Hi. I would like to ingest a data from CSV files into RT node but can’t get usage patterns.

  1. Who should delete CSV files after ingestion is completed?
  2. How often RT node checks for new CSV file arrivals?

Looks like neither of 1\2 is performed by RT node…

RT nodes are used for realtime ingestion and there is really no csv file in the picture. Either you push events to RT node via tranquility or RT nodes pull events from kafka… Now, since you have your data stored on csv file (possible coming in batches periodically), you really want to use “batch ingestion”

  1. druid itself will not delete input data (csv files) and it has to be managed outside of druid.

  2. druid will not check, you have to do checks outside of druid and send indexer tasks to druid when new data arrives. Please see http://druid.io/docs/0.7.1.1/Batch-ingestion.html .

– Himanshu

Thanks, this confusion came from the docs, both RT and Batch ingestion mechanisms descriptions share same sources when user reaches DataSchema paragraph (for RT it just contains a link to http://druid.io/docs/latest/Ingestion.html where csv is described).
Anyway, I’ve tried batch ingestion and got well-known in these groups error:

javax.servlet.ServletException: com.fasterxml.jackson.databind.JsonMappingException: Instantiation of [simple type, class io.druid.indexing.common.task.IndexTask] value failed: null.

How hard is to make this error more user-friendly? I’ve checked validity of JSON file, checked format of CSV file - everything looks good, I don’t know what to do next, please suggest something.

Hi Robert,

can you share your spec file after removing any confidential info ?

Please find attached.

ix.spec (2.54 KB)

yeah, agree, that error is not most helpful. but, You should check overlord logs to see if there is more information in the stack trace.

on a quick look, it seems “granularitySpec” does not have correct fields. see the first index task example at http://druid.io/docs/0.7.1.1/Tasks.html

– himanshu

Fixed, but still same. Attaching debug logs from overlord:

Can you make your task as per shown in http://druid.io/docs/0.7.1.1/Tasks.html#index-task e.g. I don’t see any “spec” or “dataSchema” etc in the task json you had attached.

– Himanshu

Yes, that did it, thanks. But overall feeling was like catching a black cat in a dark room…
These wasn’t input mistakes, I’ve build my spec file based on http://druid.io/blog/2014/03/12/batch-ingestion.html which is just a year old.
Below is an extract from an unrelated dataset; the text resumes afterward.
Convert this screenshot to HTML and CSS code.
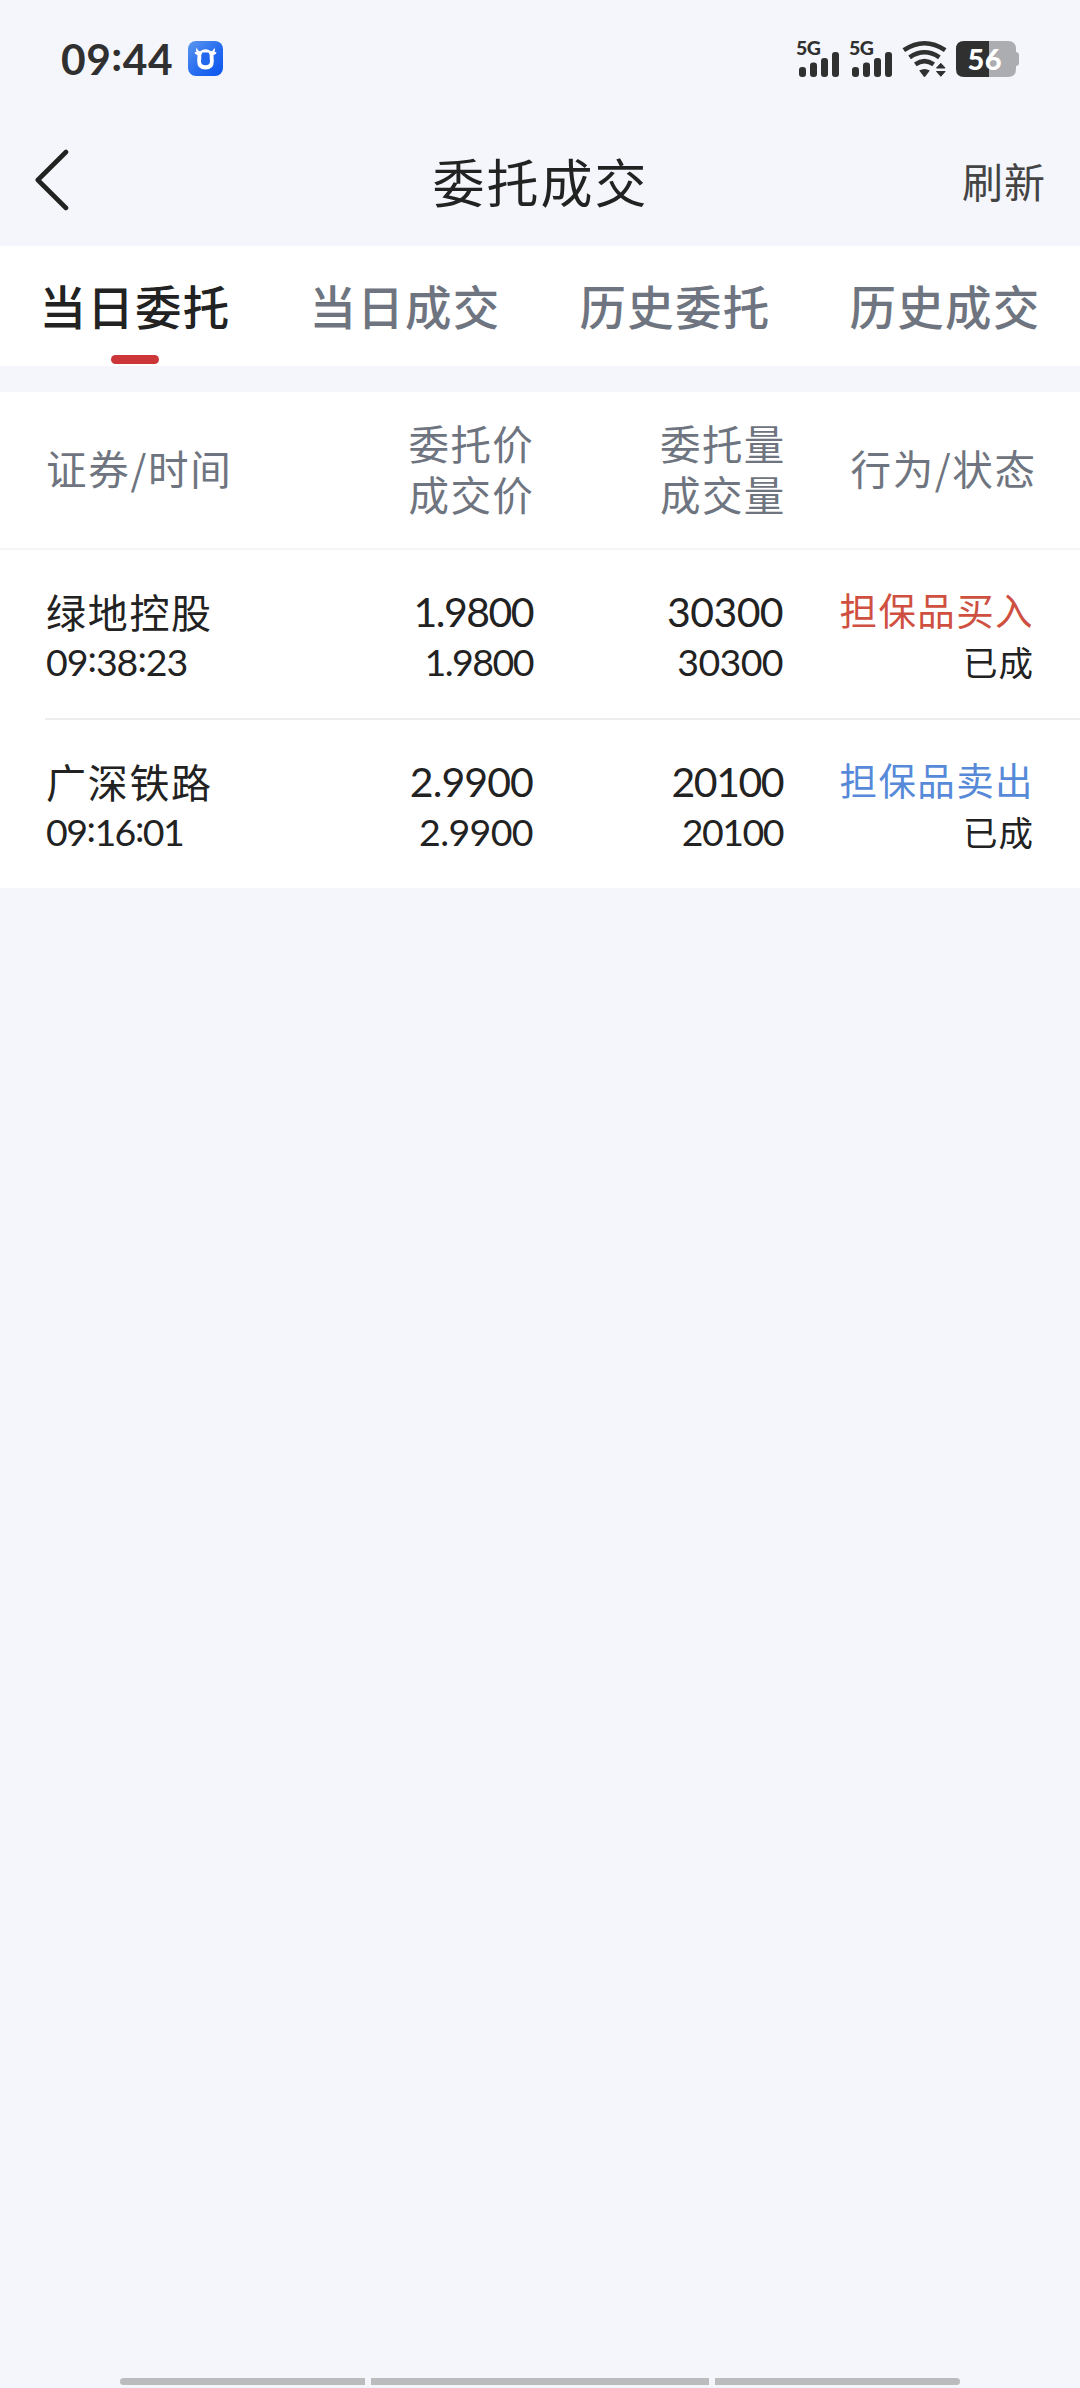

I would suggest you guys following things (in the order of importance):

  1. Display user-friendly error messages. Once done this will save a huge amount of time for me and you (e.g. this thread would never exist if instead of “exception: null” I have seen something like "parameter “dataSchema” is not found in a spec file).
  2. Make a better doc navigation. Right now it’s a set of separate articles which are very hard to follow. I would never find a proper config for csv ingestion if you didn’t pointed me to it directly.
  3. Remove\update outdated articles. I’ve google-ed for a “Druid CSV” examples with no luck, then tried “Druid TSV” and it gave me the link with outdated config I’ve provided above.

Other then that project looks very promising, thanks.

Hi Robert,

Most of us volunteer our time to help the Druid community while balancing our day jobs. In the future, as more resources are put behind Druid, it will be easier to set up and evaluate. We recently reworked our documentation and it will go out with the next stable.

– FJ